Später ist von diesen Extra-Arbeiten nichts mehr zu sehen. Vielmehr bekommt der Altbau viele seiner denkmalgeschützten Facetten zurück. Die alten Fenster werden aufgearbeitet und neu eingesetzt. Im Foyer, das zur Skulptur an der Ecke bernhard-/Leubnitzer Straße führt, werden alte Malereien mit den Tierkreiszeichen wieder sichtbar. Die farbliche Gestaltung der Wände soll ebenfalls so sein wie früher.

Großer Andrang von neuen Schülern

Sonst erwartet die Schüler und Lehrer eine moderne Schule nach neuesten Standards. Das Lehrerzimmer heißt dann Lehrerlounge, die Zimmer werden mittels Fußbodenheizung gewärmt, die Aula bietet große Glasfronten, und das neue Treppenhaus ist großzügig gestaltet. Der Altbau geht in den Neubau über. Der markante Brunnen, die Figurengruppe „Junge Naturforscher“ von Walter Reinhold an der Bernhardstraße bleibt weiterhin Blickfang.

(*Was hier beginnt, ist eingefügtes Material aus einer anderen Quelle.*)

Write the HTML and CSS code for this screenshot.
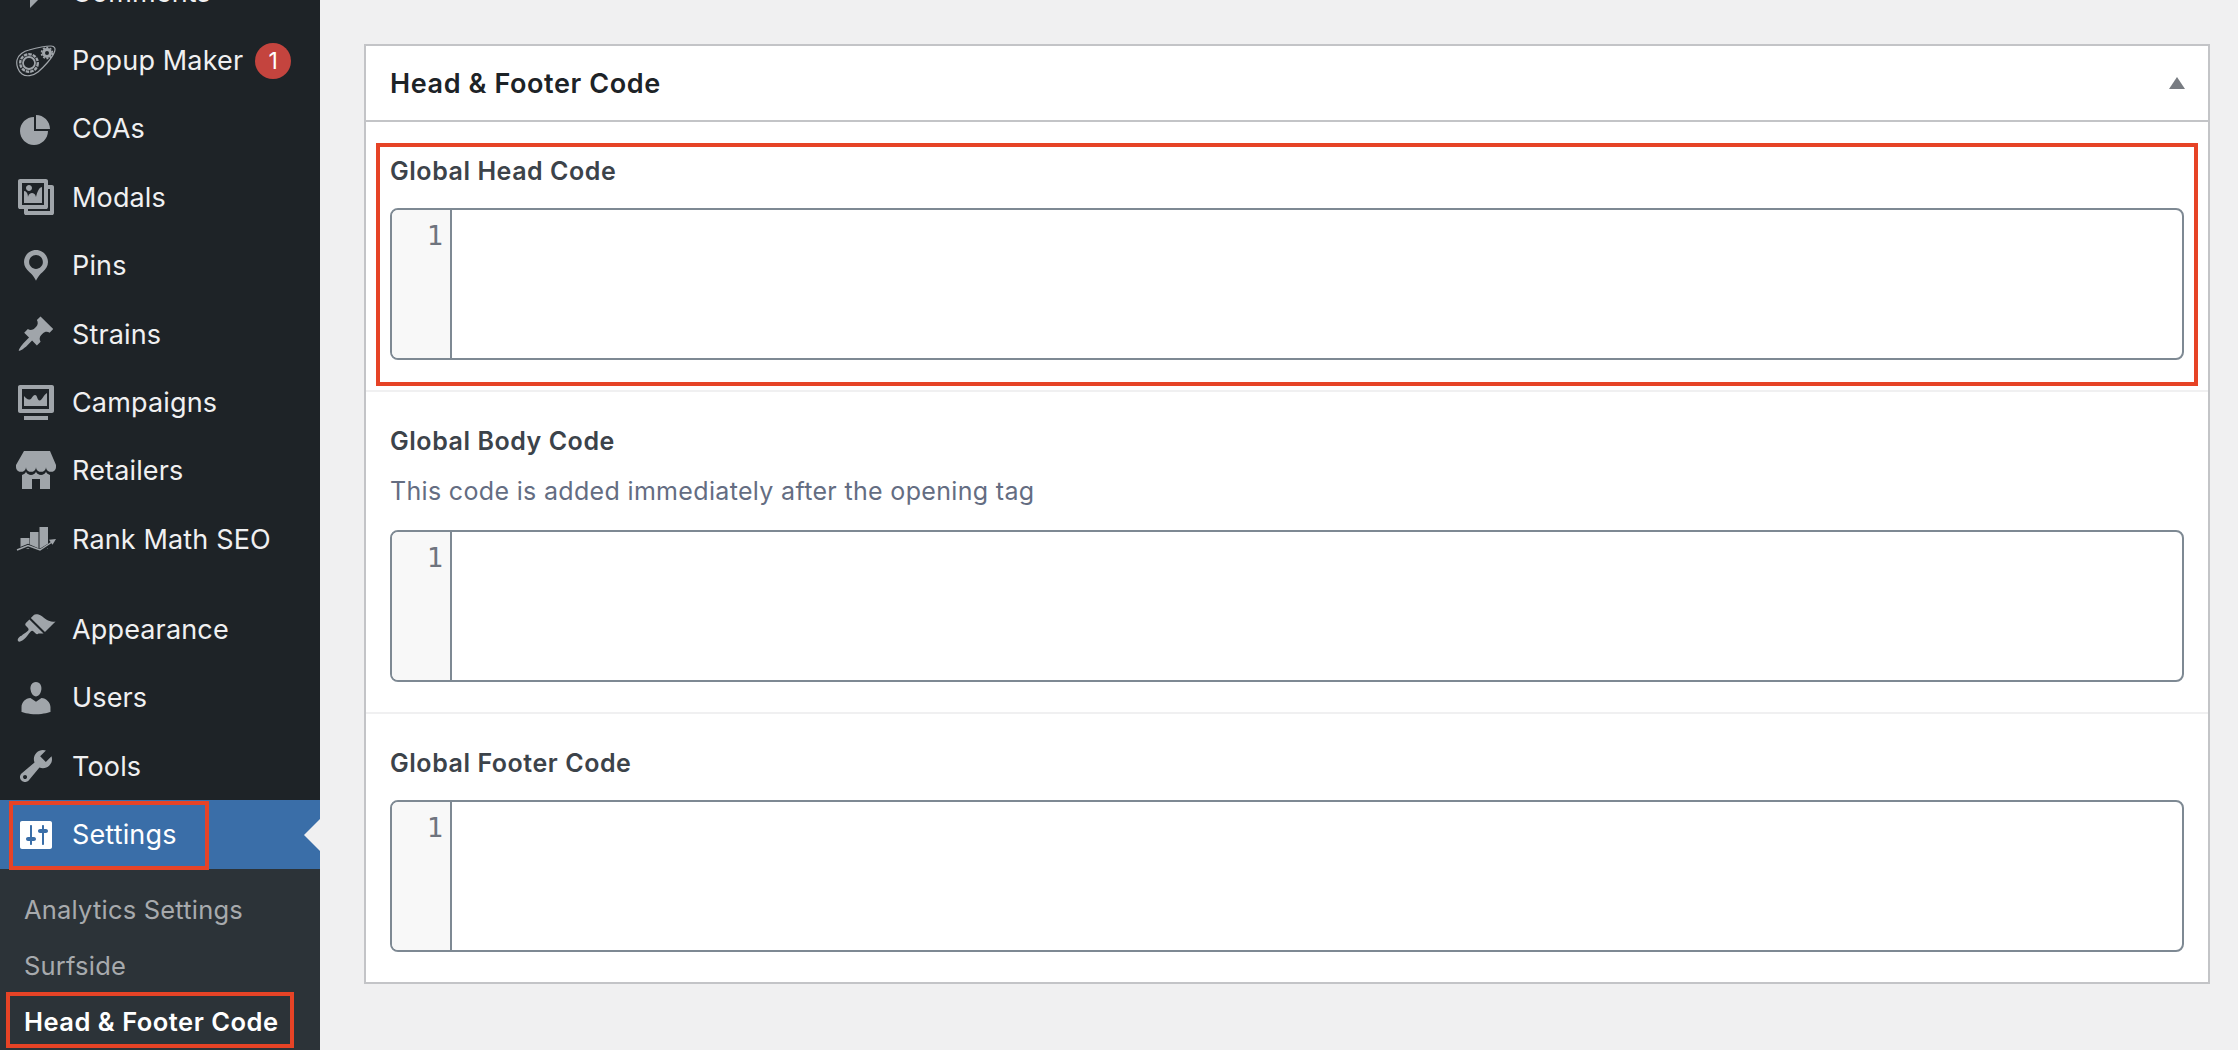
FILE: index.html
```html
<!DOCTYPE html>
<html lang="en">
<head>
<meta charset="utf-8">
<title>Head &amp; Footer Code</title>
<link rel="stylesheet" href="styles.css">
</head>
<body>
<div class="layout">
  <nav class="sidebar">
    <ul class="menu">
      <li class="item"><svg class="icon" viewBox="0 0 20 20"><path d="M5 2h9c1.1 0 2 .9 2 2v7c0 1.1-.9 2-2 2h-2l-5 5v-5H5c-1.1 0-2-.9-2-2V4c0-1.1.9-2 2-2z"/></svg><span>Comments</span></li>
      <li class="item"><svg class="icon" viewBox="0 0 40 40"><g fill="none" stroke="#a0a5aa"><path stroke-width="1.200" d="M1 19C2 14 8 10 13 9C20 7 30 5 35 5C39 5 40 8 38 12C36 17 28 26 22 31C17 35 10 36 6 33C2 30 0 24 1 19Z"/><circle cx="13" cy="22" r="6" stroke-width="1.800"/><circle cx="13" cy="22" r="8.800" stroke-width="2.400" stroke-dasharray="3.500 1"/></g><circle cx="31" cy="12" r="3.500" fill="none" stroke="#a0a5aa" stroke-width="3"/><circle cx="31" cy="12" r="5.500" fill="none" stroke="#a0a5aa" stroke-width="1.600" stroke-dasharray="2 1.500"/></svg><span>Popup Maker</span><span class="badge">1</span></li>
      <li class="item"><svg class="icon" viewBox="0 0 20 20"><path d="M10 10V3c3.870 0 7 3.130 7 7h-7zM9 4v7h7c0 3.870-3.130 7-7 7s-7-3.130-7-7 3.130-7 7-7z"/></svg><span>COAs</span></li>
      <li class="item"><svg class="icon" viewBox="0 0 20 20"><path d="M16 4h1.960c.57 0 1.040.47 1.040 1.040v12.920c0 .57-.47 1.040-1.040 1.040H5.040C4.470 19 4 18.530 4 17.960V16H2.040C1.470 16 1 15.530 1 14.960V2.040C1 1.470 1.470 1 2.040 1h12.920c.57 0 1.040.47 1.040 1.040V4zM3 14h11V3H3v11zm5-8.500C8 4.670 7.330 4 6.500 4S5 4.670 5 5.500 5.670 7 6.500 7 8 6.330 8 5.500zm2 4.500s1-5 3-5v8H4V7c2 0 2 3 2 3s.33-2 2-2 2 2 2 2zm7 7V6h-1v8.960c0 .57-.47 1.040-1.040 1.040H6v1h11z"/></svg><span>Modals</span></li>
      <li class="item"><svg class="icon" viewBox="0 0 20 20"><path d="M10 2C6.690 2 4 4.690 4 8c0 2.020 1.170 3.710 2.530 4.890.43.37 1.180.96 1.850 1.830.74.980 1.410 2.090 1.620 2.640.21-.55.880-1.660 1.620-2.640.67-.87 1.420-1.460 1.850-1.830C14.830 11.710 16 10.020 16 8c0-3.310-2.690-6-6-6zm0 2.560c1.900 0 3.440 1.540 3.440 3.440S11.900 11.440 10 11.440 6.560 9.900 6.560 8 8.100 4.560 10 4.560z"/></svg><span>Pins</span></li>
      <li class="item"><svg class="icon" viewBox="0 0 20 20"><path d="M10.440 3.020l1.820-1.820 6.360 6.350-1.830 1.820c-1.050-.68-2.480-.57-3.410.36l-.75.75c-.92.93-1.040 2.350-.35 3.410l-1.830 1.820-2.410-2.410-2.800 2.790c-.42.42-3.380 2.710-3.800 2.290s1.860-3.390 2.280-3.810l2.790-2.790L4.100 9.360l1.830-1.820c1.050.69 2.480.57 3.400-.36l.75-.75c.93-.92 1.050-2.350.36-3.410z"/></svg><span>Strains</span></li>
      <li class="item"><svg class="icon" viewBox="0 0 20 20"><path fill-rule="evenodd" d="M2 1h16c.55 0 1 .45 1 1v12c0 .55-.45 1-1 1H2c-.55 0-1-.45-1-1V2c0-.55.45-1 1-1zm1 2v10h13.500V3z"/><path d="M4 11.500V6.500c1 1 1.600 1.800 2.500 1.800C8 8.300 8.200 6 9.500 6s1 2.700 2.300 2.700c1.400 0 1.800-2.700 3.700-3.700v6.500zM4 16.500h12v2H4z"/></svg><span>Campaigns</span></li>
      <li class="item"><svg class="icon" viewBox="0 0 20 20"><path d="M1 10c.41.29.96.43 1.500.43.55 0 1.090-.14 1.500-.43.62-.46 1-1.170 1-2 0 .83.37 1.540 1 2 .41.29.96.43 1.500.43.55 0 1.090-.14 1.500-.43.62-.46 1-1.170 1-2 0 .83.37 1.540 1 2 .41.29.96.43 1.510.43.54 0 1.080-.14 1.490-.43.62-.46 1-1.170 1-2 0 .83.37 1.540 1 2 .41.29.96.43 1.500.43.55 0 1.090-.14 1.500-.43.63-.46 1-1.170 1-2V7l-3-7H4L0 7v1c0 .83.37 1.540 1 2zm2 8.990h5v-5h4v5h5v-7c-.37-.05-.72-.22-1-.43-.63-.45-1-.73-1-1.560 0 .83-.38 1.110-1 1.560-.41.3-.95.43-1.490.44-.55 0-1.100-.14-1.510-.44-.63-.45-1-.73-1-1.560 0 .83-.38 1.110-1 1.560-.41.3-.95.43-1.500.44-.54 0-1.090-.14-1.500-.44-.63-.45-1-.73-1-1.570 0 .84-.38 1.120-1 1.570-.29.21-.63.38-1 .44v6.990z"/></svg><span>Retailers</span></li>
      <li class="item item-last"><svg class="icon" viewBox="0 0 40 40"><path d="M4.500 19H13.500V30H4.500zM14 13H22.500V30H14zM23.500 8H32V30H23.500z"/><path fill="none" stroke="#1e2327" stroke-width="4" d="M0 32L12 27L24 32L40 22V40H0z"/><path fill="none" stroke="#a0a5aa" stroke-width="1.500" d="M1 31L12 26.500L24 31L36 23"/><path d="M40 20l-7 .800 3.500 5z"/></svg><span>Rank Math SEO</span></li>
      <li class="item"><svg class="icon" viewBox="0 0 20 20"><path d="M14.480 11.060L7.410 3.990l1.500-1.500c.5-.56 2.300-.47 3.510.32 1.210.8 1.430 1.280 2.910 2.100 1.180.64 2.450 1.260 4.450.85zm-.71.71L6.700 4.700 4.930 6.470c-.39.39-.39 1.020 0 1.410l1.060 1.060c.39.39.39 1.030 0 1.420-.6.6-1.430 1.110-2.210 1.690-.35.26-.7.53-1.010.84C1.430 13.230.4 14.910 1.100 15.600c.7.7 2.380-.33 3.720-1.670.31-.31.58-.66.84-1.010.58-.78 1.090-1.610 1.690-2.210.39-.39 1.030-.39 1.420 0l1.060 1.060c.39.39 1.020.39 1.410 0z"/></svg><span>Appearance</span></li>
      <li class="item"><svg class="icon" viewBox="0 0 20 20"><path d="M10 9.250c-2.270 0-2.730-3.440-2.730-3.440C7 4.020 7.820 2 9.970 2c2.160 0 2.980 2.020 2.710 3.810 0 0-.41 3.440-2.680 3.440zm0 2.570L12.720 10c2.390 0 4.520 2.330 4.520 4.530v2.490s-3.650 1.130-7.240 1.130c-3.650 0-7.240-1.130-7.240-1.130v-2.490c0-2.250 1.940-4.480 4.470-4.480z"/></svg><span>Users</span></li>
      <li class="item"><svg class="icon" viewBox="0 0 20 20"><path d="M16.680 9.770c-1.340 1.340-3.300 1.670-4.950.99l-5.410 6.520c-.99.99-2.590.99-3.580 0s-.99-2.590 0-3.570l6.520-5.420c-.68-1.650-.35-3.610.99-4.950 1.280-1.280 3.120-1.620 4.720-1.060l-2.890 2.890 2.820 2.820 2.860-2.870c.53 1.580.18 3.390-1.080 4.650zM3.810 16.210c.4.39 1.040.39 1.430 0 .4-.4.4-1.040 0-1.430-.39-.4-1.030-.4-1.430 0-.39.39-.39 1.030 0 1.430z"/></svg><span>Tools</span></li>
      <li class="item item-current"><svg class="icon" viewBox="0 0 20 20"><path d="M18 16V4c0-.55-.45-1-1-1H3c-.55 0-1 .45-1 1v12c0 .55.45 1 1 1h14c.55 0 1-.45 1-1zM8 11h1c.55 0 1 .45 1 1s-.45 1-1 1H8v1.500c0 .28-.22.5-.5.5s-.5-.22-.5-.5V13H6c-.55 0-1-.45-1-1s.45-1 1-1h1V5.500c0-.28.22-.5.5-.5s.5.22.5.5V11zm5-2h-1c-.55 0-1-.45-1-1s.45-1 1-1h1V5.500c0-.28.22-.5.5-.5s.5.22.5.5V7h1c.55 0 1 .45 1 1s-.45 1-1 1h-1v5.500c0 .28-.22.5-.5.5s-.5-.22-.5-.5V9z"/></svg><span>Settings</span><span class="mark mark-settings"></span></li>
    </ul>
    <ul class="submenu">
      <li class="subitem">Analytics Settings</li>
      <li class="subitem">Surfside</li>
      <li class="subitem subitem-current">Head &amp; Footer Code<span class="mark mark-sub"></span></li>
    </ul>
  </nav>
  <main class="content">
    <section class="panel">
      <header class="panel-head">
        <h2 class="panel-title">Head &amp; Footer Code</h2>
        <span class="toggle"></span>
      </header>
      <div class="field">
        <span class="mark mark-field"></span>
        <h3 class="field-label">Global Head Code</h3>
        <div class="editor"><div class="gutter">1</div><div class="code"></div></div>
      </div>
      <div class="field">
        <h3 class="field-label">Global Body Code</h3>
        <p class="field-desc">This code is added immediately after the opening tag</p>
        <div class="editor"><div class="gutter">1</div><div class="code"></div></div>
      </div>
      <div class="field">
        <h3 class="field-label">Global Footer Code</h3>
        <div class="editor"><div class="gutter">1</div><div class="code"></div></div>
      </div>
    </section>
  </main>
</div>
</body>
</html>
```
FILE: styles.css
```css
* { box-sizing: border-box; }
html, body { margin: 0; height: 100%; overflow: hidden; }
body { background: #f0f0f1; font-family: Inter, "Liberation Sans", sans-serif; color: #3c434a; }
ul { list-style: none; margin: 0; padding: 0; }
.layout { display: flex; height: 1050px; overflow: hidden; }

.sidebar { width: 320px; flex: none; height: 1050px; background: #1e2327; overflow: hidden; }
.menu { margin-top: -42px; }
.item { position: relative; display: flex; align-items: center; height: 68.4px; padding-left: 16px; color: #f0f0f1; font-size: 27px; letter-spacing: 0.15px; white-space: nowrap; }
.item-last { margin-bottom: 21.8px; }
.icon { width: 40px; height: 40px; flex: none; margin-right: 16px; fill: #a0a5aa; }
.badge { display: flex; align-items: center; justify-content: center; width: 36px; height: 36px; margin-left: 12px; border-radius: 50%; background: #c4443e; color: #fff; font-size: 23px; letter-spacing: 0; }
.item-current { background: #3a6ea8; color: #fff; }
.item-current .icon { fill: #fff; }
.item-current::after { content: ""; position: absolute; right: 0; top: 50%; margin-top: -16px; border: 16px solid transparent; border-left: 0; border-right-color: #f0f0f1; }
.submenu { background: #2c3338; height: 181px; padding-top: 13px; }
.subitem { position: relative; display: flex; align-items: center; height: 56px; padding-left: 24px; color: #a7aaad; font-size: 25.5px; letter-spacing: 0.2px; white-space: nowrap; }
.subitem-current { color: #fff; font-weight: 600; letter-spacing: 0.5px; }

.mark { position: absolute; border: 4px solid #e64326; pointer-events: none; }
.mark-settings { left: 9px; top: 1px; width: 200px; height: 69px; }
.mark-sub { left: 6px; top: -2px; width: 288px; height: 56px; }
.mark-field { left: 10px; top: 21px; right: 10px; height: 243px; }

.content { flex: 1; min-width: 0; padding: 44px 28px 0 44px; }
.panel { background: #fff; border: 2px solid #c3c4c7; }
.panel-head { display: flex; align-items: center; justify-content: space-between; height: 76px; padding: 0 23px 0 24px; border-bottom: 2px solid #c3c4c7; }
.panel-title { margin: 0; font-size: 27px; letter-spacing: 0.6px; font-weight: 600; color: #1d2327; }
.toggle { width: 0; height: 0; border-left: 8px solid transparent; border-right: 8px solid transparent; border-bottom: 12px solid #787c82; }

.field { position: relative; padding: 31px 24px 30px; border-bottom: 2px solid #f0f0f1; }
.field:last-child { border-bottom: 0; }
.field-label { margin: 0 0 19px; font-size: 25px; letter-spacing: 0.55px; line-height: 36px; font-weight: 600; color: #3c434a; }
.field-desc { margin: -5px 0 21px; font-size: 25px; letter-spacing: 0.33px; line-height: 36px; color: #646d82; }
.editor { display: flex; height: 152px; border: 2px solid #7e8993; border-radius: 8px; overflow: hidden; background: #fff; }
.gutter { width: 60px; flex: none; padding: 11px 7px 0 0; background: #f8f8f8; border-right: 2px solid #7e8993; color: #6f747e; font-family: "DejaVu Sans Mono", monospace; font-size: 27px; line-height: 30px; text-align: right; }
.code { flex: 1; }
```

Schon jetzt merkt Sandra Gockel das Interesse an der neuen Schule. Vor allem aus der Südvorstadt wollen Eltern ihre Kinder anmelden. Aber auch aus umliegenden Stadtteilen werden hier Schüler lernen. „Die Nähe zum Hauptbahnhof und der S-Bahn ist optimal“, sagt sie. Den langen Namen ihrer Schule werden die Neuen sicher schnell lernen. Auch wenn er wohl zu lang für die Homepage war. Wer das Tschirnhaus-Gymnasium im Internet sucht, der muss ewvt.de eingeben. Das sind nur sechs Buchstaben. Und damit viel weniger als die 47 auf dem bestickten Pullover.